== Task requirements ==
Take the line containing "Clone this screenshot in Svelte 5.", the line containing "<h1>Optimizing Your Pricing: Lessons", and all lines between them, and transcribe them exactly. Leave out pictures.

== Dataset records ==
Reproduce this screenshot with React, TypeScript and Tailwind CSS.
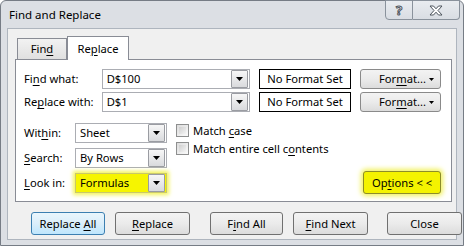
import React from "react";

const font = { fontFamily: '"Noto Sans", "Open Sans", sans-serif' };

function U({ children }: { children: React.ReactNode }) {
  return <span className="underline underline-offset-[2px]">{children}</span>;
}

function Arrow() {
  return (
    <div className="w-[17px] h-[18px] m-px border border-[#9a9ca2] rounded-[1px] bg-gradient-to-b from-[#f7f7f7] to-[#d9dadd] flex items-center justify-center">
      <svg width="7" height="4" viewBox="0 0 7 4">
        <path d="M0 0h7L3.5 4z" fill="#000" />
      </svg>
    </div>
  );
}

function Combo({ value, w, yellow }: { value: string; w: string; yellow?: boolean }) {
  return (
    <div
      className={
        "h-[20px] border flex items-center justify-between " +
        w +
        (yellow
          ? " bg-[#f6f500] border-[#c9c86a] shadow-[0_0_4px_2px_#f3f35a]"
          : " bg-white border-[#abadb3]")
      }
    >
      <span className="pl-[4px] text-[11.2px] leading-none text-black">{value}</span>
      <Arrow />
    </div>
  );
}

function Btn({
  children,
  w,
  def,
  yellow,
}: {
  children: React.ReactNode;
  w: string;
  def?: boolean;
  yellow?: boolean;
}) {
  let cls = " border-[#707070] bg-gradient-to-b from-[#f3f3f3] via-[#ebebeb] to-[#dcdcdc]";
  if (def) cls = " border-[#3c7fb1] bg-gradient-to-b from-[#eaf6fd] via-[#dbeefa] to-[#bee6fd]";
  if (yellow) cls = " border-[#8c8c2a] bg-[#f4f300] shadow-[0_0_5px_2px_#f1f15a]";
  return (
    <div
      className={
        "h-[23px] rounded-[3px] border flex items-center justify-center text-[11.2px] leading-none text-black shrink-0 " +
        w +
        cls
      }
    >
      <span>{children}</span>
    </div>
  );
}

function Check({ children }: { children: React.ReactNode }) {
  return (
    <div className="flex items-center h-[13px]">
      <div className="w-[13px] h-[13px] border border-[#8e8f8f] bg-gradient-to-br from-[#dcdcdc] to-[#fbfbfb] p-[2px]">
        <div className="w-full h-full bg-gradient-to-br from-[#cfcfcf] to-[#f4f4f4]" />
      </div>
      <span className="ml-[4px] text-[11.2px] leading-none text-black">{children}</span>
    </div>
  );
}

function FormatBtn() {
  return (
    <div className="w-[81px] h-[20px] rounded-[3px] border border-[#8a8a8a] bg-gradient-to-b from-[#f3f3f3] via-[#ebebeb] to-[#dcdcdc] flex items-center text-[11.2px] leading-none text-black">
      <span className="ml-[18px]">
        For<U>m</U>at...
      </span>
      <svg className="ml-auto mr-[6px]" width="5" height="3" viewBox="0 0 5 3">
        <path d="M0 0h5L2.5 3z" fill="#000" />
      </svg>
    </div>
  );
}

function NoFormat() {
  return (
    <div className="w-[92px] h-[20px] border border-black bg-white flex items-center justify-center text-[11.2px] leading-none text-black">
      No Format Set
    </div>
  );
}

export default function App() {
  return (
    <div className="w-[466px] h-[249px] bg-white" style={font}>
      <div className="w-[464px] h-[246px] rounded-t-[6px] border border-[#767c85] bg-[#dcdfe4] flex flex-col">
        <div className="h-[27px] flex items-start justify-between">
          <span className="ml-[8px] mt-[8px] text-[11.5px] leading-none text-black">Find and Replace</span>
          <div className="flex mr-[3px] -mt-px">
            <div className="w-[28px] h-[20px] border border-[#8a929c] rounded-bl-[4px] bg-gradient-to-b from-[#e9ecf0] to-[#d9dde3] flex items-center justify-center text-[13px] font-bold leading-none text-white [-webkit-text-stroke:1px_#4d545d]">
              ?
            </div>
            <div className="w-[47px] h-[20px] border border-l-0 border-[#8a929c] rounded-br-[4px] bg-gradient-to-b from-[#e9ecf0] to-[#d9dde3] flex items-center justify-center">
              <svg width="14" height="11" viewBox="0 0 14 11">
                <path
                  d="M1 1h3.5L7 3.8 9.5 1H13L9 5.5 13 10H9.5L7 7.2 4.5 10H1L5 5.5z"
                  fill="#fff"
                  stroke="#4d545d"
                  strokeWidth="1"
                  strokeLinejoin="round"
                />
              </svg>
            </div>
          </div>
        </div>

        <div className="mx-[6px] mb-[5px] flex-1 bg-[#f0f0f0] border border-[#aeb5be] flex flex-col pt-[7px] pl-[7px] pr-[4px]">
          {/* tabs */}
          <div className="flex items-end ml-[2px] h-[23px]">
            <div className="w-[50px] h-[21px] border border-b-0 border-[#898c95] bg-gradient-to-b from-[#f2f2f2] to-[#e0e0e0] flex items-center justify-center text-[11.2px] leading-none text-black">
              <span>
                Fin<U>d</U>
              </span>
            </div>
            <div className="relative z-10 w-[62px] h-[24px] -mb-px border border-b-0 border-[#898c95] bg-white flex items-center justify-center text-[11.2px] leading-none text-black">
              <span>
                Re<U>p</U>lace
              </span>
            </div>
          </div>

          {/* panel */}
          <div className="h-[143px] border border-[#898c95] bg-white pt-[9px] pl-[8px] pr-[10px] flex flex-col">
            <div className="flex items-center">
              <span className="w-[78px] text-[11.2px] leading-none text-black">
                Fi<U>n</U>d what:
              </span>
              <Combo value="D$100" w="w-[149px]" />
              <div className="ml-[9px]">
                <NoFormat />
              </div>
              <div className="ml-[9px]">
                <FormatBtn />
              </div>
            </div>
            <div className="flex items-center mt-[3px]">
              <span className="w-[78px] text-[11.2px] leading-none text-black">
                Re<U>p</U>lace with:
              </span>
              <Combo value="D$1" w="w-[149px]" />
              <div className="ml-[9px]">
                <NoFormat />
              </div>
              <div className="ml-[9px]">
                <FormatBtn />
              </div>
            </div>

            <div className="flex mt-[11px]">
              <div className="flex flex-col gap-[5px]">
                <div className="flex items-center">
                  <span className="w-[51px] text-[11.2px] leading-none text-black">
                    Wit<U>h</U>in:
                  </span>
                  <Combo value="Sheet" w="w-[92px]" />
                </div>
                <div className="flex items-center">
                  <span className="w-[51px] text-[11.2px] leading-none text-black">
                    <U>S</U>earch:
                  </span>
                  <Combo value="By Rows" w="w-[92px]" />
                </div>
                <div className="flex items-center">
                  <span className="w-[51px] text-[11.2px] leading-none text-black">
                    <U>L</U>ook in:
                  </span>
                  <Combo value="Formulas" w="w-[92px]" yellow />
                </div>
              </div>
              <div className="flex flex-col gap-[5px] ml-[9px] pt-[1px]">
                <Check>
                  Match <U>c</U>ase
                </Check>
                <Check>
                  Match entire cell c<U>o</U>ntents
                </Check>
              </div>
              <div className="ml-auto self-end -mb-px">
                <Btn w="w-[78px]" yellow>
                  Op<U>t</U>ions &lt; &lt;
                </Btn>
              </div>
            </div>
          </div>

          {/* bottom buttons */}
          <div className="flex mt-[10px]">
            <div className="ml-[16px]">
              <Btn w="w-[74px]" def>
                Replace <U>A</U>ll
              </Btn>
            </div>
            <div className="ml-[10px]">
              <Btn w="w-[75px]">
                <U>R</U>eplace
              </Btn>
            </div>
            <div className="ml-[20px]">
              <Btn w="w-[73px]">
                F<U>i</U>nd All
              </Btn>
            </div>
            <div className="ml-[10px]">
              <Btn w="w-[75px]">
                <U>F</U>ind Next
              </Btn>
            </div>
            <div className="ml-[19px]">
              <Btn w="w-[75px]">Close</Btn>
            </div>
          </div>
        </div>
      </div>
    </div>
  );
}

* * *

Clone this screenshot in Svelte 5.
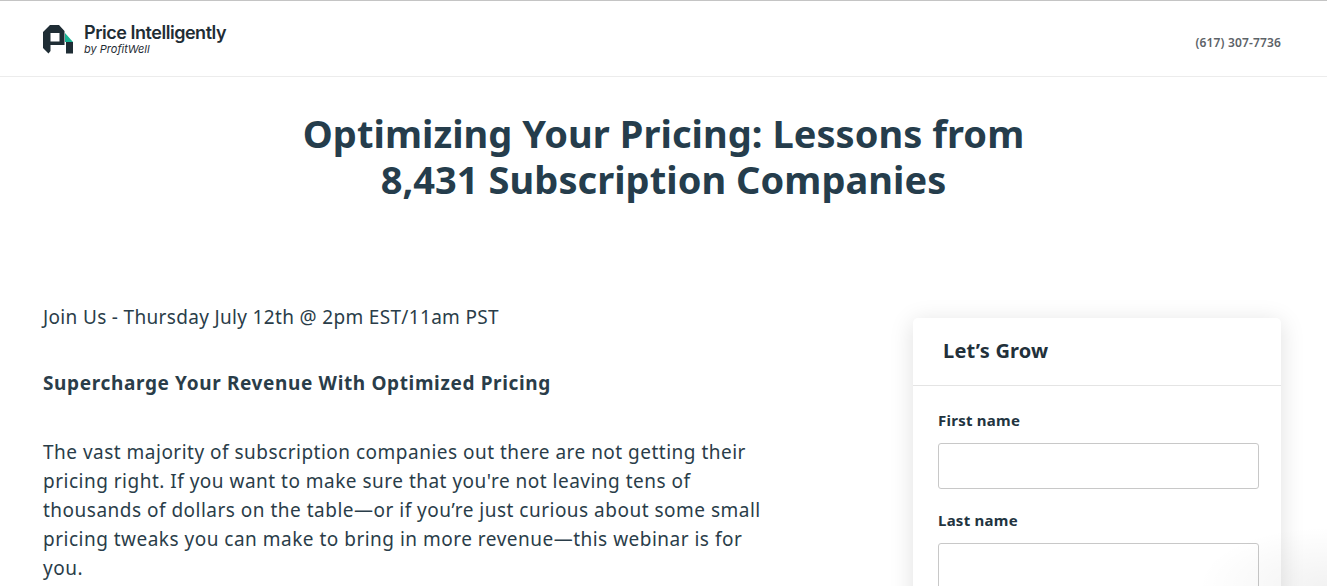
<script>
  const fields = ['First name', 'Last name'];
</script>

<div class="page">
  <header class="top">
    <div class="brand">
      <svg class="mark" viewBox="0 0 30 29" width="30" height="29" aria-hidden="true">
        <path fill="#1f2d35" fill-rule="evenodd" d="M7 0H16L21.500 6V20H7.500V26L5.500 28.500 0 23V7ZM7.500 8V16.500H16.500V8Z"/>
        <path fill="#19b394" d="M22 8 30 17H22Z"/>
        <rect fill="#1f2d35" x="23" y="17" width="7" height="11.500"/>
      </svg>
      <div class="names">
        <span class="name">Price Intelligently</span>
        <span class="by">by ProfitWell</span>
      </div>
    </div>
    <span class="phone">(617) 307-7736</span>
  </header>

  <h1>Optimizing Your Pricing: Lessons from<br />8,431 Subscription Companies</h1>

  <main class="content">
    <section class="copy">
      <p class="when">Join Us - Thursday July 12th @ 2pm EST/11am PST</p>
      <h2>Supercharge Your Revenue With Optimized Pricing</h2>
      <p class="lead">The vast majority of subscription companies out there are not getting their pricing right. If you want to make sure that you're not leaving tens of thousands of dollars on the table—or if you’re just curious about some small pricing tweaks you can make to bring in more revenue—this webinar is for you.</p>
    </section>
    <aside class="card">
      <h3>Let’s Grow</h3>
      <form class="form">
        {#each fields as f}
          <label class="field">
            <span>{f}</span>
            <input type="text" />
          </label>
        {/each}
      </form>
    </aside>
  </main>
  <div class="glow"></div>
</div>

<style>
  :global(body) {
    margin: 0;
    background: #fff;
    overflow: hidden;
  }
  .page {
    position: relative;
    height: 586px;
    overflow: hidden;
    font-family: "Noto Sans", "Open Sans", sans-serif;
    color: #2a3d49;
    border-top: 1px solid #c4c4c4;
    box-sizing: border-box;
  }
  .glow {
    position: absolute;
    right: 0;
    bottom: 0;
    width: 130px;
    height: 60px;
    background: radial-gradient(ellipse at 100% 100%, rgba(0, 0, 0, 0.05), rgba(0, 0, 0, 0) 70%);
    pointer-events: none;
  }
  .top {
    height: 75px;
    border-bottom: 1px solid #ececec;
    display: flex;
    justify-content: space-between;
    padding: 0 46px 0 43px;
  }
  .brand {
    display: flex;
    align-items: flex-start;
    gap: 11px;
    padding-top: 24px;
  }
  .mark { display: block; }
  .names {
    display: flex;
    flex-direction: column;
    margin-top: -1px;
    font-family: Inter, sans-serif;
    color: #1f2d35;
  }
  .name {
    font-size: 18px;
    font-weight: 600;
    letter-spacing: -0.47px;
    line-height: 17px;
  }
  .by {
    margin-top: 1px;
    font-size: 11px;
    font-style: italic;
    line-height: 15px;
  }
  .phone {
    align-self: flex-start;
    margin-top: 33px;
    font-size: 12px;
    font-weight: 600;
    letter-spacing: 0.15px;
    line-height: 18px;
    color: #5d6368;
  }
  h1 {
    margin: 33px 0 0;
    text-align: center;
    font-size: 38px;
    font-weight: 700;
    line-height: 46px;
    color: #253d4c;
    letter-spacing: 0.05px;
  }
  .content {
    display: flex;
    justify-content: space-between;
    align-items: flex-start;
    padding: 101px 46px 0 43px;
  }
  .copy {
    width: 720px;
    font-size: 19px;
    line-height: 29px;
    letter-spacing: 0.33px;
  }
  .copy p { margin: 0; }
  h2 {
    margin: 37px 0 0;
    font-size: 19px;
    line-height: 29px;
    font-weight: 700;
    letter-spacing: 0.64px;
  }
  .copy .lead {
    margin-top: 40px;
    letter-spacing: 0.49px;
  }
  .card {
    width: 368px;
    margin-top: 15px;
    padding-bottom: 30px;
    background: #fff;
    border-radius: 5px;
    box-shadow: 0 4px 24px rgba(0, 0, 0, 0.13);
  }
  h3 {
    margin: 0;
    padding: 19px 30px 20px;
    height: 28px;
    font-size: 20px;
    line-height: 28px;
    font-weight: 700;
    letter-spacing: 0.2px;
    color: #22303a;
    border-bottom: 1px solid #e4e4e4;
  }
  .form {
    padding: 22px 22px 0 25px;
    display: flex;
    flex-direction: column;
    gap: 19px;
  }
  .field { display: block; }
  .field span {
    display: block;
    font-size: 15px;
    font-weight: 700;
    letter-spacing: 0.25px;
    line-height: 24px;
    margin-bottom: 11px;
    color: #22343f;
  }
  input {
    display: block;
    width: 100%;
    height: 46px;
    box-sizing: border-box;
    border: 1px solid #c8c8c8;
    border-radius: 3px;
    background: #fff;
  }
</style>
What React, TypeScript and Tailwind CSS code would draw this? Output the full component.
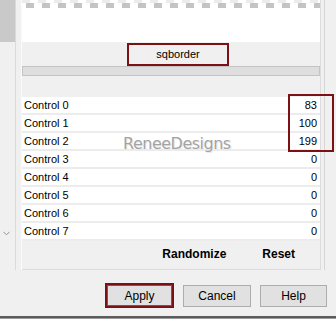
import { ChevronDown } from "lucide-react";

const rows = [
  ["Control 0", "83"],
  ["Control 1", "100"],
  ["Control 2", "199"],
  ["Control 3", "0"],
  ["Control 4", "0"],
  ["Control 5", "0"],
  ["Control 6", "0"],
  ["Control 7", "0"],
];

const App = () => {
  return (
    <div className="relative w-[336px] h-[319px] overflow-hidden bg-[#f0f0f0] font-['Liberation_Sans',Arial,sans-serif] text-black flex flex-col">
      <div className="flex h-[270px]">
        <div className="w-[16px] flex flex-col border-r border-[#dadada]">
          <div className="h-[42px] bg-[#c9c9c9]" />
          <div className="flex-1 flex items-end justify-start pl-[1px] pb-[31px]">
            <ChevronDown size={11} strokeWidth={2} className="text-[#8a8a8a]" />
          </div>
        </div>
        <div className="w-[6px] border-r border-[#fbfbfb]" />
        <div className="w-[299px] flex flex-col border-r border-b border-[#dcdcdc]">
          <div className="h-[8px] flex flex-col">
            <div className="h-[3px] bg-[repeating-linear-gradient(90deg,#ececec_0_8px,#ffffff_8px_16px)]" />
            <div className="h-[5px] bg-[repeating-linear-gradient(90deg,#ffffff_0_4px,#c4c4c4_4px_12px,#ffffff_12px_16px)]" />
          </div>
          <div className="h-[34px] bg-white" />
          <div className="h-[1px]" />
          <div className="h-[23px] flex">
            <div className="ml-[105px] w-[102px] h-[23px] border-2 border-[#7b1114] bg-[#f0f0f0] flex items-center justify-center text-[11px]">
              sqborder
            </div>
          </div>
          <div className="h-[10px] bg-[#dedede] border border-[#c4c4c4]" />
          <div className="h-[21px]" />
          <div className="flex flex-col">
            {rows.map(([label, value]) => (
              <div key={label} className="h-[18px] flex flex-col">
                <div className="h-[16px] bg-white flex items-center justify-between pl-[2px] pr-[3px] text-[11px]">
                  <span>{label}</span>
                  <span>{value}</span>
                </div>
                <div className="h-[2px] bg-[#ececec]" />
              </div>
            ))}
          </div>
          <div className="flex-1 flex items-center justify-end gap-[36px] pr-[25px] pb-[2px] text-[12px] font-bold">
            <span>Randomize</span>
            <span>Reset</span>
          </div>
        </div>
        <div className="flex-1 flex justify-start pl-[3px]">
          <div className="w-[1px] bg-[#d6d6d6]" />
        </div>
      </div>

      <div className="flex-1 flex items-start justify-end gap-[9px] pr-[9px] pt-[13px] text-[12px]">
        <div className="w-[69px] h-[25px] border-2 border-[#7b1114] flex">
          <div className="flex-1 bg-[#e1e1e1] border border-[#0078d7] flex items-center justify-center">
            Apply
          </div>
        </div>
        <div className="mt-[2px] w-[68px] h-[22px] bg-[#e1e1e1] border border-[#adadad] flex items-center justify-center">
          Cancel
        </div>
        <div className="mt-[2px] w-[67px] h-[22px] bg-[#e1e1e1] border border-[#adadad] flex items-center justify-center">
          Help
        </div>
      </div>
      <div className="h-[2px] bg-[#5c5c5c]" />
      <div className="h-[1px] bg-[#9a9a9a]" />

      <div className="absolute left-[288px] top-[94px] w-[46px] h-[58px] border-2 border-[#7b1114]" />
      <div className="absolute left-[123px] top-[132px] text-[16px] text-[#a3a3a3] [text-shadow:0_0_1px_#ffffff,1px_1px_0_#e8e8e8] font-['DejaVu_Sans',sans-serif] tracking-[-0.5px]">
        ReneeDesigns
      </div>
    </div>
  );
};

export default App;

...

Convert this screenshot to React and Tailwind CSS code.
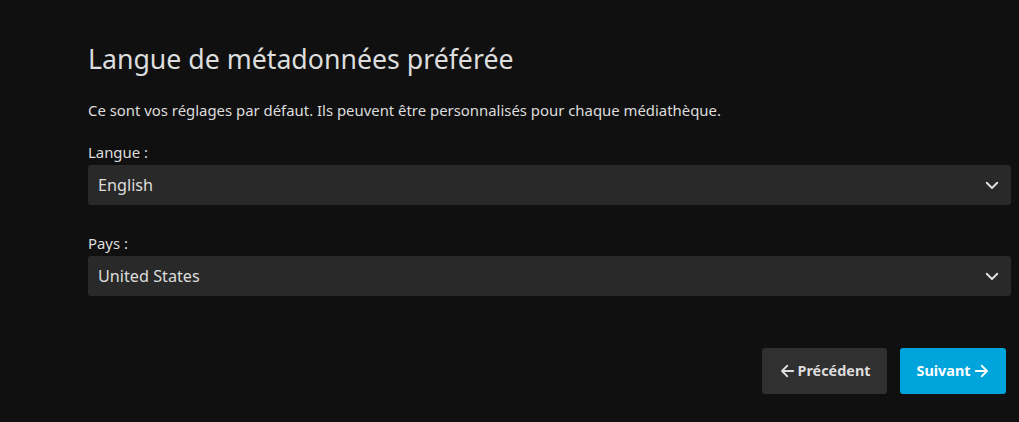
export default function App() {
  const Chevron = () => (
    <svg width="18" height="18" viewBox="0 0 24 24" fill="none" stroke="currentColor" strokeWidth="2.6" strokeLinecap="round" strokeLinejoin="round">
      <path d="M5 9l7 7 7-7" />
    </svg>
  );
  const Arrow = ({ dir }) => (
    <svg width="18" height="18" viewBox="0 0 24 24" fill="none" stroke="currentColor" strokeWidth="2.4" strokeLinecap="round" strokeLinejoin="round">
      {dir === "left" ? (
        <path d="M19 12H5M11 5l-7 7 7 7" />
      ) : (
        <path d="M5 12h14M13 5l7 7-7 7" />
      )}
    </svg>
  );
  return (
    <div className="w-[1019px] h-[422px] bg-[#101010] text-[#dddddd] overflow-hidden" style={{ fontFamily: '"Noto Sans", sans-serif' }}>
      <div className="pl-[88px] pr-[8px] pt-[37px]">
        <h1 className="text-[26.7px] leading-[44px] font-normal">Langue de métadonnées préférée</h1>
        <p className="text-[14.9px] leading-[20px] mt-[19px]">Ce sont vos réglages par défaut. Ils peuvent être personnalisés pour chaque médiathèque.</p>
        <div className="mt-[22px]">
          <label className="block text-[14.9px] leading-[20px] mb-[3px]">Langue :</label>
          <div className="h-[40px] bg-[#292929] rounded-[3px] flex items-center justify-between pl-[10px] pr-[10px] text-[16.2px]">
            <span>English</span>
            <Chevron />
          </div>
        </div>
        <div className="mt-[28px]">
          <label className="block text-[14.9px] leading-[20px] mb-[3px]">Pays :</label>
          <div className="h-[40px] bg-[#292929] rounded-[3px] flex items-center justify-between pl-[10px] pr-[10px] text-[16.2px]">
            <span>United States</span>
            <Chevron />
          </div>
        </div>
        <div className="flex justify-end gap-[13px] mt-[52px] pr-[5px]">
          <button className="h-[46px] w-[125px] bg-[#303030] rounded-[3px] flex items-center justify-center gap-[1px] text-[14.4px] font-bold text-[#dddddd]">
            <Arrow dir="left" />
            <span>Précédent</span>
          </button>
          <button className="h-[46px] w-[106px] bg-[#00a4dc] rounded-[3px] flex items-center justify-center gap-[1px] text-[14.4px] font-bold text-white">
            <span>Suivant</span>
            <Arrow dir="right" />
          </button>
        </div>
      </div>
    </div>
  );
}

== Result for this exercise ==
Clone this screenshot in Svelte 5.
<script>
  const fields = ['First name', 'Last name'];
</script>

<div class="page">
  <header class="top">
    <div class="brand">
      <svg class="mark" viewBox="0 0 30 29" width="30" height="29" aria-hidden="true">
        <path fill="#1f2d35" fill-rule="evenodd" d="M7 0H16L21.500 6V20H7.500V26L5.500 28.500 0 23V7ZM7.500 8V16.500H16.500V8Z"/>
        <path fill="#19b394" d="M22 8 30 17H22Z"/>
        <rect fill="#1f2d35" x="23" y="17" width="7" height="11.500"/>
      </svg>
      <div class="names">
        <span class="name">Price Intelligently</span>
        <span class="by">by ProfitWell</span>
      </div>
    </div>
    <span class="phone">(617) 307-7736</span>
  </header>

  <h1>Optimizing Your Pricing: Lessons from<br />8,431 Subscription Companies</h1>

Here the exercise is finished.